Raw records:
※ ※ ※

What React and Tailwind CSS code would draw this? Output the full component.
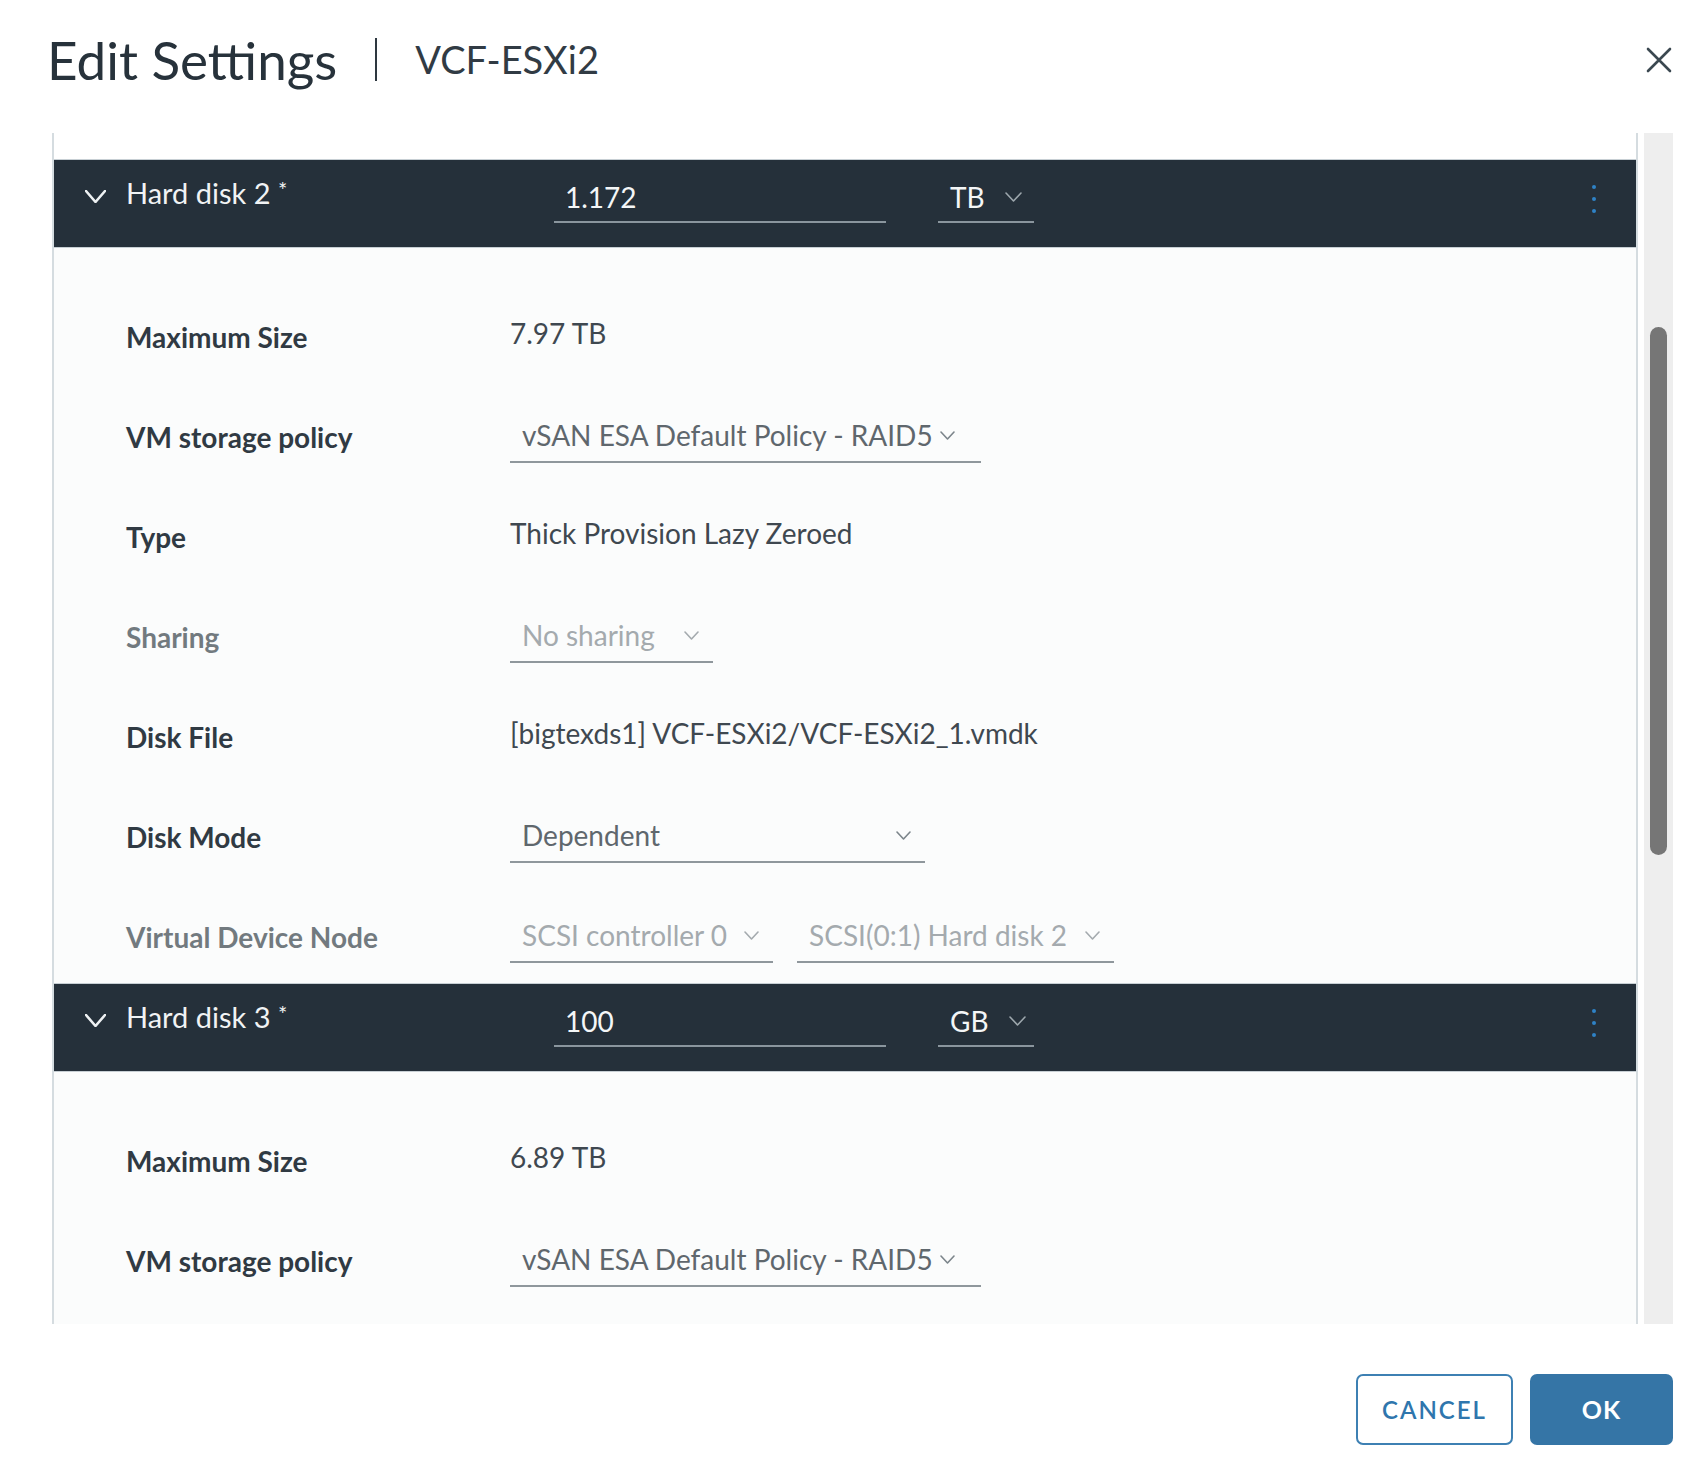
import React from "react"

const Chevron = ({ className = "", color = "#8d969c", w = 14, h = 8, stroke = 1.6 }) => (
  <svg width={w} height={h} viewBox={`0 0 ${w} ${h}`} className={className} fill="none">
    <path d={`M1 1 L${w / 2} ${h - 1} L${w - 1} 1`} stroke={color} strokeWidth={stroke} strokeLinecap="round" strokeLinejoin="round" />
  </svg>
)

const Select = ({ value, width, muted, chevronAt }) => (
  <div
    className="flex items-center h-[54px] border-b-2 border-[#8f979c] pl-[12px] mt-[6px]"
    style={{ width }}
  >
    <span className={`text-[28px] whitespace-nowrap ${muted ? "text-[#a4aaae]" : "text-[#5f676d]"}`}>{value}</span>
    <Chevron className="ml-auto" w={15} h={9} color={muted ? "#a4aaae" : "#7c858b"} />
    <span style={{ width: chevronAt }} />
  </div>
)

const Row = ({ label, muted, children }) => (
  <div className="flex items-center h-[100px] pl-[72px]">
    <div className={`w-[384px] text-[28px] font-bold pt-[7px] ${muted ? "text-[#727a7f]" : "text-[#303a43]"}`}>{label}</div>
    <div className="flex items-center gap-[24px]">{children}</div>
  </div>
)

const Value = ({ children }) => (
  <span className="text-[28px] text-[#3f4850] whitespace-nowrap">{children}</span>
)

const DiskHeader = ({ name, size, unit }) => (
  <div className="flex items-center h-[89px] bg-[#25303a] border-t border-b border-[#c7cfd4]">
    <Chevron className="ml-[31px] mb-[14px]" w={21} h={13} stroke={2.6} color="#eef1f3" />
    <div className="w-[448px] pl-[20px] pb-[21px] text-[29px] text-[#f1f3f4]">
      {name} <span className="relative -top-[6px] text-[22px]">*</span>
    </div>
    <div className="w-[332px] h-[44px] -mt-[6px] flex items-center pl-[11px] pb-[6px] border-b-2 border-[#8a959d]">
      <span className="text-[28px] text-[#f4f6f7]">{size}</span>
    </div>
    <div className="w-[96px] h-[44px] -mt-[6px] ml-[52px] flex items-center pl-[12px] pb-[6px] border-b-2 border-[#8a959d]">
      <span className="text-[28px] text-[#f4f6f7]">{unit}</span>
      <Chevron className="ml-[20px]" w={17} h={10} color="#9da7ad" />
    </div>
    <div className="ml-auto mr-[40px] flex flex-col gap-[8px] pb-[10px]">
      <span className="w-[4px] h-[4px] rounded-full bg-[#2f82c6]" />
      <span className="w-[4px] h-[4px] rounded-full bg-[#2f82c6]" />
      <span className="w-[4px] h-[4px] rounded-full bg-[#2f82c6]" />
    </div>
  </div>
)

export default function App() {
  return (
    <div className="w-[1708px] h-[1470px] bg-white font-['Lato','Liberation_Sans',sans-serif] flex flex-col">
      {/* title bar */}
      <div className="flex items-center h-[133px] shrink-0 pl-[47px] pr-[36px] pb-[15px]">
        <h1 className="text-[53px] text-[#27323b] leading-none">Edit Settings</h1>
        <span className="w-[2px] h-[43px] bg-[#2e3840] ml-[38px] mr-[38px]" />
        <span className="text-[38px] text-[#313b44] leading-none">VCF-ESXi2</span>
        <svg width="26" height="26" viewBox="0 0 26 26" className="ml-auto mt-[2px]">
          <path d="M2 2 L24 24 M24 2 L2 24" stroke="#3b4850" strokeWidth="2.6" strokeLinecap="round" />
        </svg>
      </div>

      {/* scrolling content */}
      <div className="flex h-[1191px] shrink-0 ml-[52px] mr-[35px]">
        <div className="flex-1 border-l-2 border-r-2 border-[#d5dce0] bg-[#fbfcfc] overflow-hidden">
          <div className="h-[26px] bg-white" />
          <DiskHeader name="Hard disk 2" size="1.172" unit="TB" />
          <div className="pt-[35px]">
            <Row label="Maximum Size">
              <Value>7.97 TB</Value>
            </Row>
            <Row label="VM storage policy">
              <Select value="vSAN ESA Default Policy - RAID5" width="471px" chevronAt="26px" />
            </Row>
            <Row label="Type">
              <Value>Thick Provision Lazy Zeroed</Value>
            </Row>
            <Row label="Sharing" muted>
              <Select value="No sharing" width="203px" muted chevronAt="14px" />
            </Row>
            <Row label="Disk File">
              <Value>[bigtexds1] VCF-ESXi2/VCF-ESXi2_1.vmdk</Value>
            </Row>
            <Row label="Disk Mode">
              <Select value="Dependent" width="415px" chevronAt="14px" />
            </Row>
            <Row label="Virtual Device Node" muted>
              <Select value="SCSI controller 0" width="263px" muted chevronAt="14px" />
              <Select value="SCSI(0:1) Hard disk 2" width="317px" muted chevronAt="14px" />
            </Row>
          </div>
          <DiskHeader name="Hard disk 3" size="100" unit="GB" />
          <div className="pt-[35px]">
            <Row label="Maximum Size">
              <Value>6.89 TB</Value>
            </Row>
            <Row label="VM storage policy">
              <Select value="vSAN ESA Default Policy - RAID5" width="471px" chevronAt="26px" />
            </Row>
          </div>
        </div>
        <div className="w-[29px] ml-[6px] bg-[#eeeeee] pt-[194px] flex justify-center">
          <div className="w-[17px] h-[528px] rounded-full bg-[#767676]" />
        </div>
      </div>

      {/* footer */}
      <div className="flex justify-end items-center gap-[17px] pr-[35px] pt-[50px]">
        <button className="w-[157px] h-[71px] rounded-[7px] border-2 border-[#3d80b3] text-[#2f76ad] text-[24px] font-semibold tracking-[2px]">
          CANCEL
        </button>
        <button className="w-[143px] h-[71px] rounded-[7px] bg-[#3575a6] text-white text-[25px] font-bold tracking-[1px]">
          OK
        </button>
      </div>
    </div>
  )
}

※ ※ ※

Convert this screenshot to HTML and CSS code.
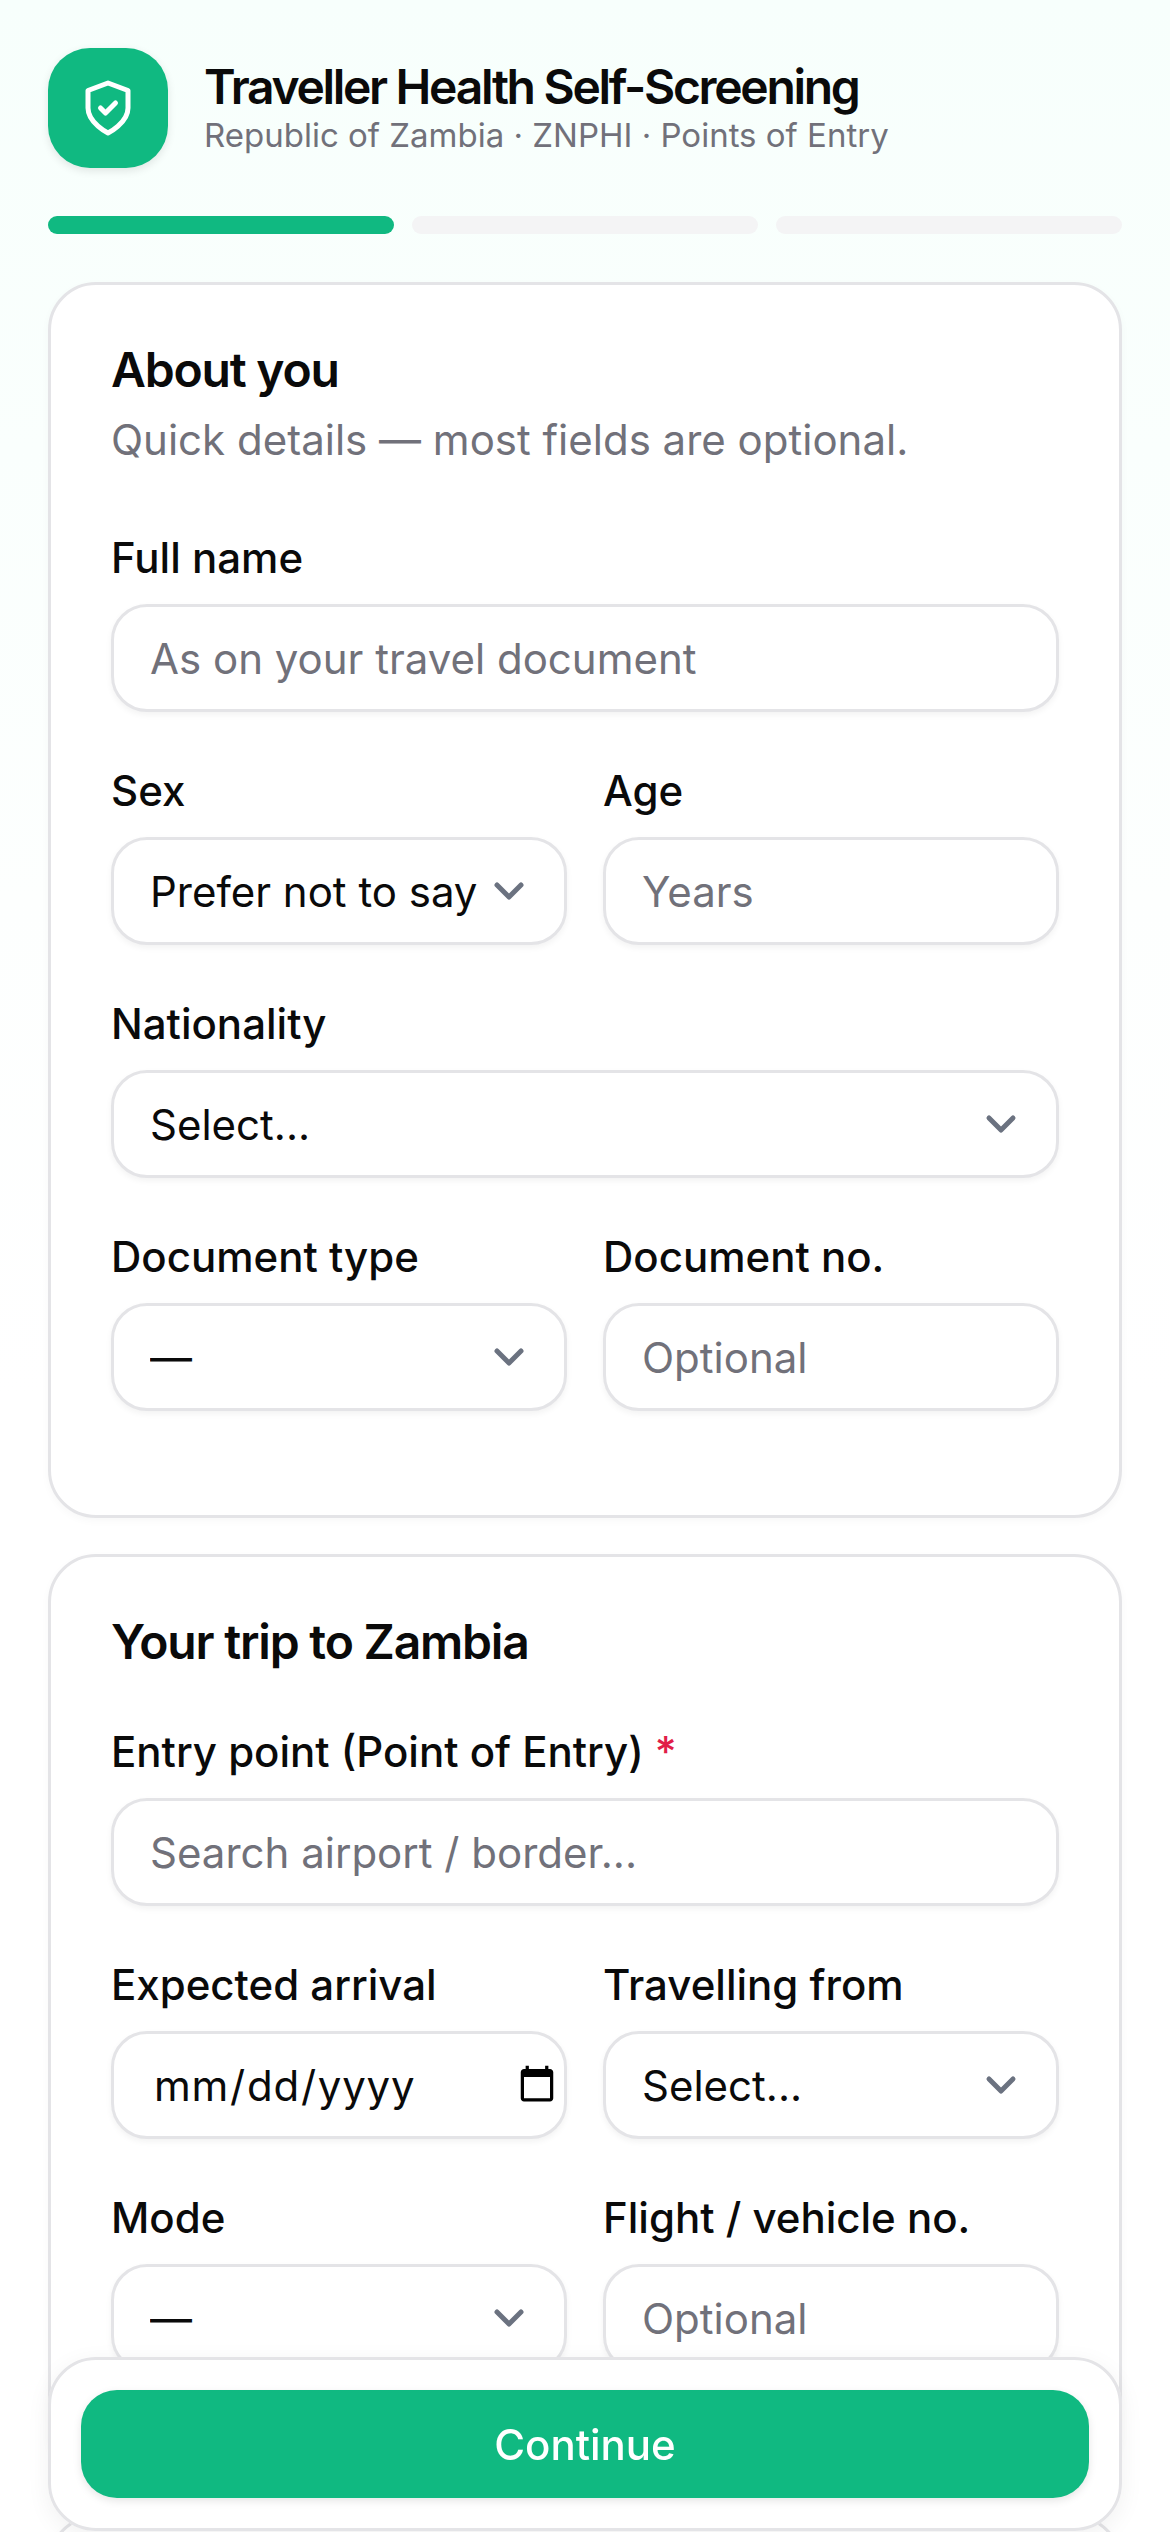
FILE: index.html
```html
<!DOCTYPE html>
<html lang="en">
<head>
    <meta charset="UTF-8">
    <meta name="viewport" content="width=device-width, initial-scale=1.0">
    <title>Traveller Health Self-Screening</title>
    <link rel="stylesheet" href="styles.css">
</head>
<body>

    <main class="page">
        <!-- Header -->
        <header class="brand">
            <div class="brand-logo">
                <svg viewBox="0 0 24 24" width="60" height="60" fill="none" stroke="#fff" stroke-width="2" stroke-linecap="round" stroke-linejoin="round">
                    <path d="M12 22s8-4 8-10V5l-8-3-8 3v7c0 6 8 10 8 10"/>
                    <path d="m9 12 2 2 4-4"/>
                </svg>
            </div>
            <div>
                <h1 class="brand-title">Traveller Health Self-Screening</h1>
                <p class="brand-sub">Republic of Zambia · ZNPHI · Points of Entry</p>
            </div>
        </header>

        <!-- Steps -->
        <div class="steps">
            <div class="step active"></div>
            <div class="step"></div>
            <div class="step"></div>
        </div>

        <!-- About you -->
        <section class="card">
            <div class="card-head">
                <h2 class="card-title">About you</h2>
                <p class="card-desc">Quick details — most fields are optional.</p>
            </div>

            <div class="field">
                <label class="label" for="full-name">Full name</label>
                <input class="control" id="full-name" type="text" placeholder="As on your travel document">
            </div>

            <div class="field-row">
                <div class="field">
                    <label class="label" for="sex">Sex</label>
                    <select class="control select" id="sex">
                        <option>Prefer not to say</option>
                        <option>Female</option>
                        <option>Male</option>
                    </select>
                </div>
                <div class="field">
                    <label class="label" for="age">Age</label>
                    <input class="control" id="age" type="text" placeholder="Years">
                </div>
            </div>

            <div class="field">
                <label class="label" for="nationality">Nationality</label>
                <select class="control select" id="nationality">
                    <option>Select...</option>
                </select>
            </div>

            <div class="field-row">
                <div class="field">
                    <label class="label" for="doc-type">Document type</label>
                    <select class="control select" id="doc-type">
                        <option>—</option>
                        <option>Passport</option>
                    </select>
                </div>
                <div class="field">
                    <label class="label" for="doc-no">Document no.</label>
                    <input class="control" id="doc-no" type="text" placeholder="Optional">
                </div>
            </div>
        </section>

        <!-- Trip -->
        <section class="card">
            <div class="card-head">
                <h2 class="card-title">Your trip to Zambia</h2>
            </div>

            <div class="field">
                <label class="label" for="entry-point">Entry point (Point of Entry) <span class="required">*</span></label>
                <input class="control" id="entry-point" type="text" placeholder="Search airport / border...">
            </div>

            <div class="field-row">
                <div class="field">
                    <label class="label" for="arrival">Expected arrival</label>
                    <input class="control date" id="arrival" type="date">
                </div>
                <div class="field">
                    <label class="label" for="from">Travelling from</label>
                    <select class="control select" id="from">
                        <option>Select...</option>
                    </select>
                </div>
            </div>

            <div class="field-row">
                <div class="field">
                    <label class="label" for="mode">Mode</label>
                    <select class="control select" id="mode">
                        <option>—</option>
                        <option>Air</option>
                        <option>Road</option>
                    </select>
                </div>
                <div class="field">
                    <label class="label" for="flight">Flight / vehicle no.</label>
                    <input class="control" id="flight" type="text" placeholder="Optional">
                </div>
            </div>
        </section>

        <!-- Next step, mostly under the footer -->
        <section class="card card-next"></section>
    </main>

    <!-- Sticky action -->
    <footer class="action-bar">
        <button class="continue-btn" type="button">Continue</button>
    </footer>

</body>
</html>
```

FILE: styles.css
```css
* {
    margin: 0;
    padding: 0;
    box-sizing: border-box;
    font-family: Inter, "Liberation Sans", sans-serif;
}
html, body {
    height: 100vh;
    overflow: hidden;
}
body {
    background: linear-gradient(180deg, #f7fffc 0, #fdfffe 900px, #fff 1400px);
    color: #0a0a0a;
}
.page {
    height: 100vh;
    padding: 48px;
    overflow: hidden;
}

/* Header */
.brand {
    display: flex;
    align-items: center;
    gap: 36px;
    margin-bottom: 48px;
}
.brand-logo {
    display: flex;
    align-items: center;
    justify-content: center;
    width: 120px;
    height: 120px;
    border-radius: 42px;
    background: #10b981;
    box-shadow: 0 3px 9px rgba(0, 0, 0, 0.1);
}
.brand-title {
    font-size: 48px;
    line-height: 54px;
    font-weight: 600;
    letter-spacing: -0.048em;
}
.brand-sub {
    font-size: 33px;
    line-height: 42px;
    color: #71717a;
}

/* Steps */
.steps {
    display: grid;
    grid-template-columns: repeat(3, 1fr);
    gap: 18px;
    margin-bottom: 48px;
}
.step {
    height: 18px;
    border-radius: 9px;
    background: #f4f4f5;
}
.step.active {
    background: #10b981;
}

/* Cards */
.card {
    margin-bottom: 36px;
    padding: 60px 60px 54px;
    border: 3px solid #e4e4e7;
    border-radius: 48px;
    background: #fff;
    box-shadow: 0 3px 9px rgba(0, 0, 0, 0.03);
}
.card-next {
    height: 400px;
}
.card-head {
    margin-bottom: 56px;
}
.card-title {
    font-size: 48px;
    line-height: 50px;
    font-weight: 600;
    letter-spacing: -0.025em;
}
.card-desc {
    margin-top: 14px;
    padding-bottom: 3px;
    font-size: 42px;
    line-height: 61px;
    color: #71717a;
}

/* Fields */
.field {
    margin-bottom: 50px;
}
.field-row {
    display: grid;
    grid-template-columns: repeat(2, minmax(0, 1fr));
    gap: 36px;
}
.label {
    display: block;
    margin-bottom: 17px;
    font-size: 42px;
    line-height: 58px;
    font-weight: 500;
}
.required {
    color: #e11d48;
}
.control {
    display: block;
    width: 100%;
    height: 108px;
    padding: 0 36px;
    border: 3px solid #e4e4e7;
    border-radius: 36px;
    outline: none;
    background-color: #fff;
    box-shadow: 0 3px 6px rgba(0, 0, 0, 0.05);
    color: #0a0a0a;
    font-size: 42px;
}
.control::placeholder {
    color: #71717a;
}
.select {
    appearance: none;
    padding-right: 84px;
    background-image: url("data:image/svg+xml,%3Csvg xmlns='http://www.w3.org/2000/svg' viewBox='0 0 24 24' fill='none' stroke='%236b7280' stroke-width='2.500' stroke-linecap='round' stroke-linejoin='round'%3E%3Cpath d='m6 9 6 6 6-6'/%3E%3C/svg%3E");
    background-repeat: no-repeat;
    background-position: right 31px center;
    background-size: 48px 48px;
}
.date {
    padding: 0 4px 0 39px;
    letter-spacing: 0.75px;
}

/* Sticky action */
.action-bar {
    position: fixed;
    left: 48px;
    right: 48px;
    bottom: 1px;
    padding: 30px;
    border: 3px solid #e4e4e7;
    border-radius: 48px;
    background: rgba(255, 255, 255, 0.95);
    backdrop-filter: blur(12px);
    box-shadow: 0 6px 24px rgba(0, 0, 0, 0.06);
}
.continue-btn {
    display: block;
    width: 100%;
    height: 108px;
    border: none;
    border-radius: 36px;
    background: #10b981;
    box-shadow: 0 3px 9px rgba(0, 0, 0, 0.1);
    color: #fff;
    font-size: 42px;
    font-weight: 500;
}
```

※ ※ ※

Copy out exactly the material that runs from the line with "What React and" to the line with "import React from", ends included, and leave the pictures behind.

Response to this task:
What React and Tailwind CSS code would draw this? Output the full component.
import React from "react"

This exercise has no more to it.